Ольга Яковлева
Если бы знать…
Жизнь за кулисами
I
Из дневника. Кейсария. Август 99 Я приехала сюда, чтобы что-то написать. Громко сказано. Я не писатель.
Тогда зачем? Трудно ответить на этот вопрос даже себе. Надо. Кому? Чтобы что? Тщетно маюсь в поисках ответа.
Исповедь? Нет. Перед кем?
Воспоминания? Нет. Исследование? Тем более. Чувство вины? Возможно. Разве не испытывают чувство вины те, кто потерял близких и продолжает жить? Я продолжаю жить, хотя жизнь моя ушла вместе с ними.
А может быть, все проще. Я хочу отдать дань тем, кому я была попутчицей в жизни. Это не они уходят — это мы умираем.
«Какие красивые деревья и, в сущности, какая должна быть около них красивая жизнь».
Деревья красивые, жизнь страшная, а смерть унизительна — умершие не могут ответить, возразить или воспротестовать… Презрительное молчание.
Может, желание высказаться за них? И в свой адрес тоже? Похоже на истину…
В детстве, под одеялом, когда начинаешь думать о смерти и доходишь в мыслях до самого конца, до ужаса истины, что смерть неизбежна, некоторое время барахтаешься в этом ужасе: а где же я буду? Ответ не находится, и тогда весь этот ужас быстро отодвигаешь: нет, это случится не скоро, да и не со мной, — когда-нибудь, очень не скоро, еще будет срок додумать. Но проходит время, и если к этой теме возвращаешься, то не только не додумываешь, а уже отбрасываешь сразу же, чтобы не зацепиться за нее, не погрузиться в этот ужас.

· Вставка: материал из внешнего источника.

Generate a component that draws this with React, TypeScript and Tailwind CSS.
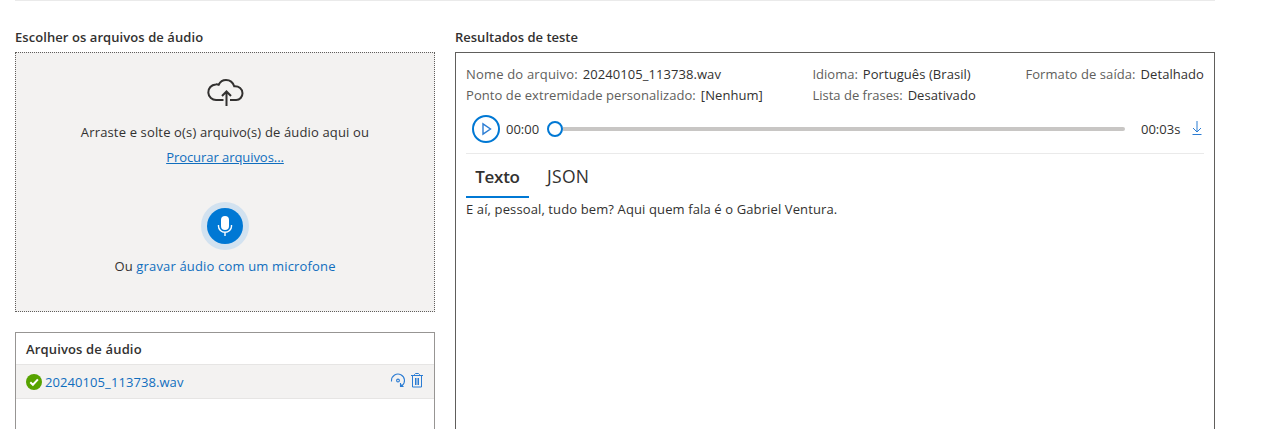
import React from "react";

function CloudUpload() {
  return (
    <svg className="ml-px" width="38" height="30" viewBox="0 0 38 30" fill="none" stroke="#323130" strokeWidth="2">
      <path d="M16.500 24H9.500a7.800 7.800 0 0 1-.8-15.600c1.100-.1 2-.1 3 .3C13.200 5.700 15.800 4 19 4c4 0 7 2.500 8.200 6.300 4.700-.3 8.300 2.500 8.300 7 0 3.700-2.700 6.700-6.300 6.700H23" />
      <path d="M19.500 30V15.500M15 20l4.500-4.500L24 20" />
    </svg>
  );
}

function Microphone() {
  return (
    <svg width="16" height="22" viewBox="0 0 16 22" fill="none">
      <rect x="4" y="1" width="8" height="14" rx="4" fill="white" />
      <path d="M1.500 10v1.300a6.500 6 0 0 0 13 0V10M8 17.500V21" stroke="white" strokeWidth="1.400" />
    </svg>
  );
}

function Check() {
  return (
    <svg width="16" height="16" viewBox="0 0 16 16" fill="none">
      <circle cx="8" cy="8" r="8" fill="#57a300" />
      <path d="M4.300 8.300l2.600 2.500 5-5.400" stroke="white" strokeWidth="2" />
    </svg>
  );
}

function Reprocess() {
  return (
    <svg className="-mt-[3px]" width="16" height="16" viewBox="0 0 16 16" fill="none" stroke="#2b7cd3" strokeWidth="1.100">
      <path d="M1.500 9.500V8.500a6.500 6.500 0 1 1 10.500 5.200" />
      <path d="M13.500 14.500h-3.500V11z" fill="#2b7cd3" stroke="none" />
      <path d="M13.500 14.500h-3V11" />
      <circle cx="8" cy="8.500" r="1.400" />
    </svg>
  );
}

function Trash() {
  return (
    <svg className="-mt-[3px]" width="12" height="15" viewBox="0 0 12 15" fill="none" stroke="#2b7cd3">
      <path d="M0 2.500h12M3.500 2.500V1.500l1-1h3l1 1v1M1.500 2.500v11.500h9v-11.500M4.500 5v7M6 5v7M7.500 5v7" />
    </svg>
  );
}

function Download() {
  return (
    <svg width="10" height="15" viewBox="0 0 10 15" fill="none" stroke="#2b7cd3">
      <path d="M5 0v11M1 7l4 4 4-4M.5 13.500h9" />
    </svg>
  );
}

function Field({ label, value, spacing }: { label: string; value: string; spacing: string }) {
  return (
    <div className="flex h-[21px] items-center gap-[5px] whitespace-nowrap">
      <span className={`text-[#605e5c] ${spacing}`}>{label}</span>
      <span className="tracking-[0.06px]">{value}</span>
    </div>
  );
}

export default function App() {
  return (
    <div className="h-[429px] w-[1277px] overflow-hidden bg-white pl-[15px] font-['Open_Sans',sans-serif] text-[13px] leading-5 text-[#323130]">
      <div className="h-px w-[1200px] bg-[#eaeaea]" />
      <div className="flex gap-5 pt-[26px]">
        <section className="w-[420px]">
          <h2 className="h-[25px] font-semibold tracking-[0.07px]">Escolher os arquivos de áudio</h2>
          <div className="flex h-[260px] flex-col items-center border border-dotted border-[#605e5c] bg-[#f3f2f1] pt-[23px]">
            <CloudUpload />
            <p className="mt-[16px] tracking-[0.15px]">Arraste e solte o(s) arquivo(s) de áudio aqui ou</p>
            <a className="mt-[5px] tracking-[-0.06px] text-[#106ebe] underline">Procurar arquivos...</a>
            <div className="mt-[35px] flex size-[48px] shrink-0 items-center justify-center rounded-full bg-[#d2e2f0]">
              <div className="flex size-9 items-center justify-center rounded-full bg-[#0078d4]">
                <Microphone />
              </div>
            </div>
            <p className="mt-[6px] tracking-[0.16px]">
              Ou <a className="text-[#106ebe]">gravar áudio com um microfone</a>
            </p>
          </div>
          <div className="mt-5 h-[110px] border border-[#979593]">
            <h2 className="h-[31px] pt-[6px] pl-[10px] font-semibold tracking-[0.15px]">Arquivos de áudio</h2>
            <div className="flex h-[35px] items-center border-y border-[#e6e5e4] bg-[#f3f2f1] pr-[11px] pl-[10px]">
              <Check />
              <a className="ml-[3px] tracking-[0.08px] text-[#106ebe]">20240105_113738.wav</a>
              <div className="ml-auto flex items-center gap-[5px]">
                <Reprocess />
                <Trash />
              </div>
            </div>
          </div>
        </section>
        <section className="w-[760px]">
          <h2 className="h-[25px] font-semibold">Resultados de teste</h2>
          <div className="h-[390px] border border-[#605e5c] px-[10px] pt-[10px]">
            <div className="flex justify-between">
              <div>
                <Field label="Nome do arquivo:" value="20240105_113738.wav" spacing="tracking-[0.18px]" />
                <Field label="Ponto de extremidade personalizado:" value="[Nenhum]" spacing="tracking-[0.07px]" />
              </div>
              <div>
                <Field label="Idioma:" value="Português (Brasil)" spacing="" />
                <Field label="Lista de frases:" value="Desativado" spacing="" />
              </div>
              <Field label="Formato de saída:" value="Detalhado" spacing="tracking-[0.08px]" />
            </div>
            <div className="flex h-[49px] items-center border-b border-[#eaeaea] pb-px pl-[6px]">
              <div className="flex size-7 items-center justify-center rounded-full border-2 border-[#0078d4]">
                <svg width="12" height="14" viewBox="0 0 12 14" fill="none" stroke="#2b7cd3" strokeWidth="1.400">
                  <path d="M3 1.800v10.400L10.500 7z" />
                </svg>
              </div>
              <span className="ml-[6px] w-[41px]">00:00</span>
              <div className="flex w-[578px] items-center">
                <div className="size-4 rounded-full border-2 border-[#0078d4] bg-white" />
                <div className="h-1 flex-1 rounded-r-full bg-[#c8c6c4]" />
              </div>
              <span className="ml-4 w-[51px]">00:03s</span>
              <Download />
            </div>
            <div className="flex h-[44px] text-[17px]">
              <div className="flex w-[63px] justify-center border-b-2 border-[#0078d4] pt-[13px] font-semibold tracking-[-0.3px]">Texto</div>
              <div className="ml-[18px] pt-3 text-[17.500px] tracking-[0.3px]">JSON</div>
            </div>
            <p className="mt-px tracking-[0.12px]">E aí, pessoal, tudo bem? Aqui quem fala é o Gabriel Ventura.</p>
          </div>
        </section>
      </div>
    </div>
  );
}
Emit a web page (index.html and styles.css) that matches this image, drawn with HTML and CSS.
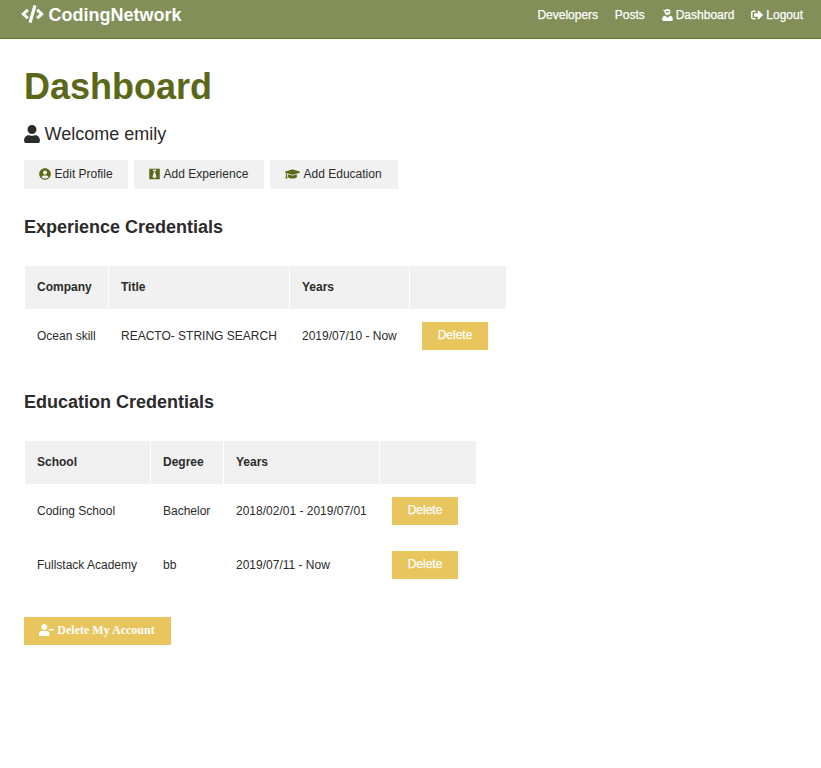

По каким законам живет человек? Кто-то сказал: «Двое — это уже грустно». Когда двое — это уже трагедия. Трагедия необратимого конца. Потому что эти двое — единственные друг для друга. А впереди — расставание. Рано или поздно.
Но расставание. Может быть, лучше уж раньше…
А если близких больше? И после каждой потери думаешь только об одном: как же ты продолжаешь жить? Если мамы уже нет? Как продолжают жить все, когда уходят папы и мамы? Все кончается, а мы продолжаем эту неразгаданную жизнь, дышим, по инерции делаем то же самое, суетимся, барахтаемся. Иногда даже смеемся. Как это происходит?
Видимо, все дело в жизни, «в ней самой». Но ощущение такое, будто с каждой смертью у тебя, из тебя вырывают незаменимые куски, — а ты все равно продолжаешь жить, несмотря на то что ты, собственно, уже не есть ты.
Если бы вовремя дать маме антибиотики, не было бы отека легких; если бы папу отвести раньше на исследование, он бы не скончался после операции; если бы приехала квалифицированная реанимация… Если бы… — все еще были бы живы. Если бы все были живы… Вечная жизнь для близких…
Скульпторы мне сказали: иди, ходи, смотри памятники — поймешь, что хорошо, что плохо. И я пошла…
Я хожу по кладбищам в поисках нужного надгробия. Это целая наука — надгробия на могилах.
Не выше, не ниже. Не помпезней, не вычурней — там все равны: вечность. Новые погосты заселяются, как квартиры живущих. За неделю — гектары… И все молодые — 23, 35, 37, 42, 47, 49, 57. Старше нет. До 60 почти никто не дожил. Я это видела. На всех кладбищах. Это возраст, это срок?
Мои даты повыше — 62, 69. Для кого — выше? Кто отмеряет этот срок?! Или это мы, живущие, сокращаем срок близких? Скорее, именно так. Жизнь. Прекрасная и ужасная. Все дело в этом. И мы — прекрасные и ужасные.